▸ TO DO
Identify every line in the records below that contains the word "this", and copy each of those lines.

----- GIVEN RECORDS -----

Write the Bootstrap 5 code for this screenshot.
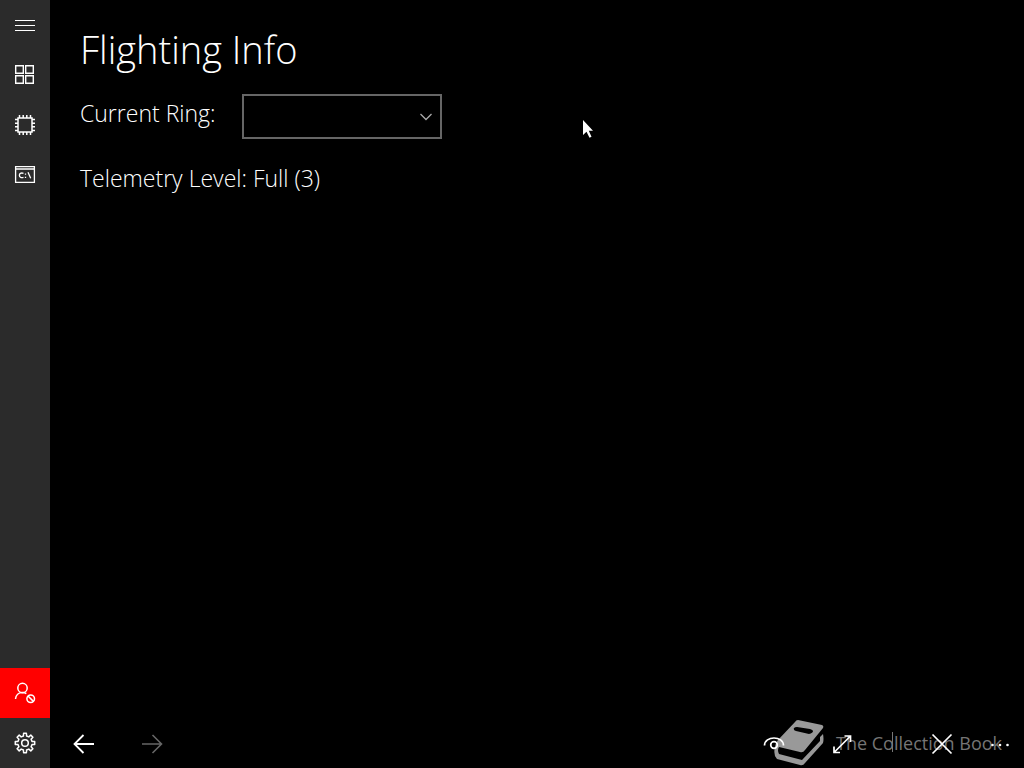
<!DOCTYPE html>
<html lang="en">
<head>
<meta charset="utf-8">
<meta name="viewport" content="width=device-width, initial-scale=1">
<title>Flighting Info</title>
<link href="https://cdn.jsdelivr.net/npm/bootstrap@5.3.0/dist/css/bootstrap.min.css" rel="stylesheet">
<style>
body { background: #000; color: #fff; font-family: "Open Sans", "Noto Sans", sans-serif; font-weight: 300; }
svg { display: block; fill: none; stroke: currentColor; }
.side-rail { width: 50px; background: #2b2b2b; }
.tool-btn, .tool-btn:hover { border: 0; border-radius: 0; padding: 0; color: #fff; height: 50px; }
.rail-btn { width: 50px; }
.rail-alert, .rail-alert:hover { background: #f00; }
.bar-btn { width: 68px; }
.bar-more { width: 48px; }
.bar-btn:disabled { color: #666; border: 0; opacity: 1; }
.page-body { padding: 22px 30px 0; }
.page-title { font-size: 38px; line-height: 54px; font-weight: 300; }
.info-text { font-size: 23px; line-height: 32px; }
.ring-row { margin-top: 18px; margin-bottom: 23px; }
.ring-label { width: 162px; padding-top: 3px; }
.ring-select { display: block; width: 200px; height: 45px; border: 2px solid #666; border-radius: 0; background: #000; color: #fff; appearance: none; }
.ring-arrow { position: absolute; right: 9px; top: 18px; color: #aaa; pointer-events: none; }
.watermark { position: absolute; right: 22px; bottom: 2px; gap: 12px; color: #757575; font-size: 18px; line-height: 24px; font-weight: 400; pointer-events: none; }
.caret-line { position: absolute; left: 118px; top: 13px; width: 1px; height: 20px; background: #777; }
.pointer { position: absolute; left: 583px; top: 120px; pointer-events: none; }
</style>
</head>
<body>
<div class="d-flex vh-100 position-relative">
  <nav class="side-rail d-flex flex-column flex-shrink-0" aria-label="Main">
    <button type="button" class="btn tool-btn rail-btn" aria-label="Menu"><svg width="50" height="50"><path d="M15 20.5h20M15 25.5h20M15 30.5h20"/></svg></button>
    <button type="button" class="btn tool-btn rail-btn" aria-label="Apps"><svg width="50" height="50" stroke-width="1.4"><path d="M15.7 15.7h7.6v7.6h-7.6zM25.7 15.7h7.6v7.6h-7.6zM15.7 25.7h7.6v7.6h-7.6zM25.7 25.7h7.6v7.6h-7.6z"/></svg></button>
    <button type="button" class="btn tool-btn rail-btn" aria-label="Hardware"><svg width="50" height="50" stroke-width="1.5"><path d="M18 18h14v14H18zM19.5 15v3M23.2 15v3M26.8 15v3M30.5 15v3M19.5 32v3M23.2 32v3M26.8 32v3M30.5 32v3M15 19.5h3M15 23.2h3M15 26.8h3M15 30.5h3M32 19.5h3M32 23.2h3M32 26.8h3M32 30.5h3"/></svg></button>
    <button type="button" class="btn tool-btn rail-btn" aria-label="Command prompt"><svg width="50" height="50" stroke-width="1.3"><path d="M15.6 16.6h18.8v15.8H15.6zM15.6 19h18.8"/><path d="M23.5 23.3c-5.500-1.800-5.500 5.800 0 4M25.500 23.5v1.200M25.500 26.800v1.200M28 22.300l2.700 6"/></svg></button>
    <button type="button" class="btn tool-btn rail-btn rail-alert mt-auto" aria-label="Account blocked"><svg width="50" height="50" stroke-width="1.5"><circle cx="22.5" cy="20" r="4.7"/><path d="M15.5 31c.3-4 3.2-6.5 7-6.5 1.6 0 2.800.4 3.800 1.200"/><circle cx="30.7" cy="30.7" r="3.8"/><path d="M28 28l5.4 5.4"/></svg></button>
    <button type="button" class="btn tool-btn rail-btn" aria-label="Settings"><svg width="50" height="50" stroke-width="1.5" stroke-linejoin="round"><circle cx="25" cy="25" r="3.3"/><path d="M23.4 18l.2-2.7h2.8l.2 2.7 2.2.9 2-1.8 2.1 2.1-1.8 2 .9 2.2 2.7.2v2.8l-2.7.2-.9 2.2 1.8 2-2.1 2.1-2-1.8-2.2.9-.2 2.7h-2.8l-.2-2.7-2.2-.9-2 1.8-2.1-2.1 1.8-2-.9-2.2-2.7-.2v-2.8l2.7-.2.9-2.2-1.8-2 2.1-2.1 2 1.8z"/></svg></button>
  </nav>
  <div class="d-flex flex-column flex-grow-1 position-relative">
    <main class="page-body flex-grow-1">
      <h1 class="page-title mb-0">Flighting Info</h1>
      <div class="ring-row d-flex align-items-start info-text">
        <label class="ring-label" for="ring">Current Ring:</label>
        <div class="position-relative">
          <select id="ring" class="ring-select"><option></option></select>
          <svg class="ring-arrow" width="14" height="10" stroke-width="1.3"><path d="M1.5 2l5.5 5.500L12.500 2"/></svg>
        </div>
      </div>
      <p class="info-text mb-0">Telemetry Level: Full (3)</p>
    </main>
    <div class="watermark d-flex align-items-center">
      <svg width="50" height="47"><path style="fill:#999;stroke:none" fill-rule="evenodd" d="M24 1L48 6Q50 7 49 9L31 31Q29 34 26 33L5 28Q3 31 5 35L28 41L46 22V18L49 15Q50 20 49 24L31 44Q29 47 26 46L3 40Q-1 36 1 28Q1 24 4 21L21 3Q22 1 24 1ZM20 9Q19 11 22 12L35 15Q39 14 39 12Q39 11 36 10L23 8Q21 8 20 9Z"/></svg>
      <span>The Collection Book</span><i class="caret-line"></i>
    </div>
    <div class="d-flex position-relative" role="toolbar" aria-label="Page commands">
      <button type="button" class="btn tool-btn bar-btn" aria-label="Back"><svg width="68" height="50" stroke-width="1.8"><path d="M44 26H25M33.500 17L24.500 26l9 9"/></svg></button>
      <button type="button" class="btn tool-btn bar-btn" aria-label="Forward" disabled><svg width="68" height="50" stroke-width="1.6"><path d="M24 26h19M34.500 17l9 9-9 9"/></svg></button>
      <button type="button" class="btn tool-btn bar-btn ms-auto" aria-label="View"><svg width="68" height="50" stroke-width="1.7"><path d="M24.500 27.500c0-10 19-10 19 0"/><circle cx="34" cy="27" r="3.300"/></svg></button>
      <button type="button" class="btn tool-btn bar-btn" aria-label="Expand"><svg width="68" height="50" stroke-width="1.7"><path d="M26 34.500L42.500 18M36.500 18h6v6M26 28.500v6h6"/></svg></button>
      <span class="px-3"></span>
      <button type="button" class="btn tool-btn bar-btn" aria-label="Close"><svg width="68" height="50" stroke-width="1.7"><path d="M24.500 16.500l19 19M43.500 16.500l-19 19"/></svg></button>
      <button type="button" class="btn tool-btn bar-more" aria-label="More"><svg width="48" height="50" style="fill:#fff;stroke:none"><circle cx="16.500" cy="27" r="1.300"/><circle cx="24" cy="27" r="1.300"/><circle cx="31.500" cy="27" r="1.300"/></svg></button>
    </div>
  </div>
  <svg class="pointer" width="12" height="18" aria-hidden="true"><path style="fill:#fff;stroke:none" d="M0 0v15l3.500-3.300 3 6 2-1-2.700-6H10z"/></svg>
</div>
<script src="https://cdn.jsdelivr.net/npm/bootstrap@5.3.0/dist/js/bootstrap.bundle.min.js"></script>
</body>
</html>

-----
----- GIVEN RECORDS -----

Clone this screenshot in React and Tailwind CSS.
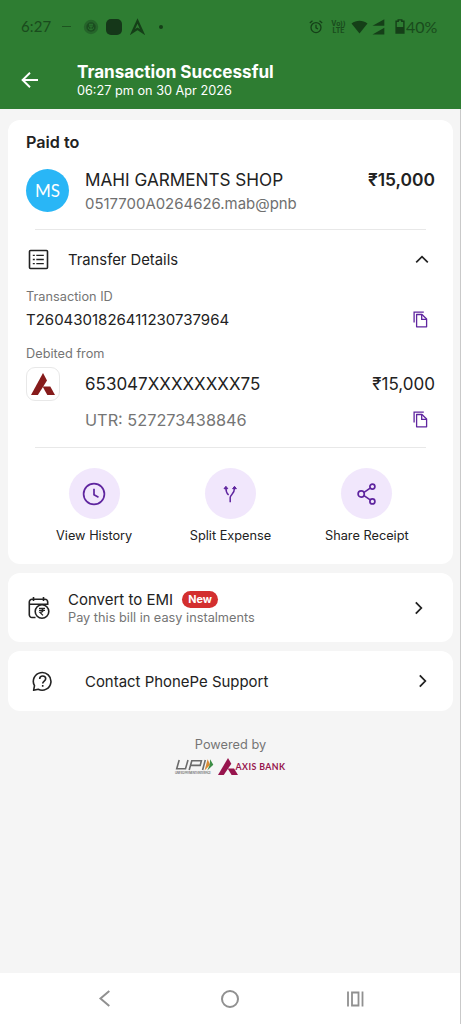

-----

▸ EXERCISE ANSWER
Write the Bootstrap 5 code for this screenshot.
Clone this screenshot in React and Tailwind CSS.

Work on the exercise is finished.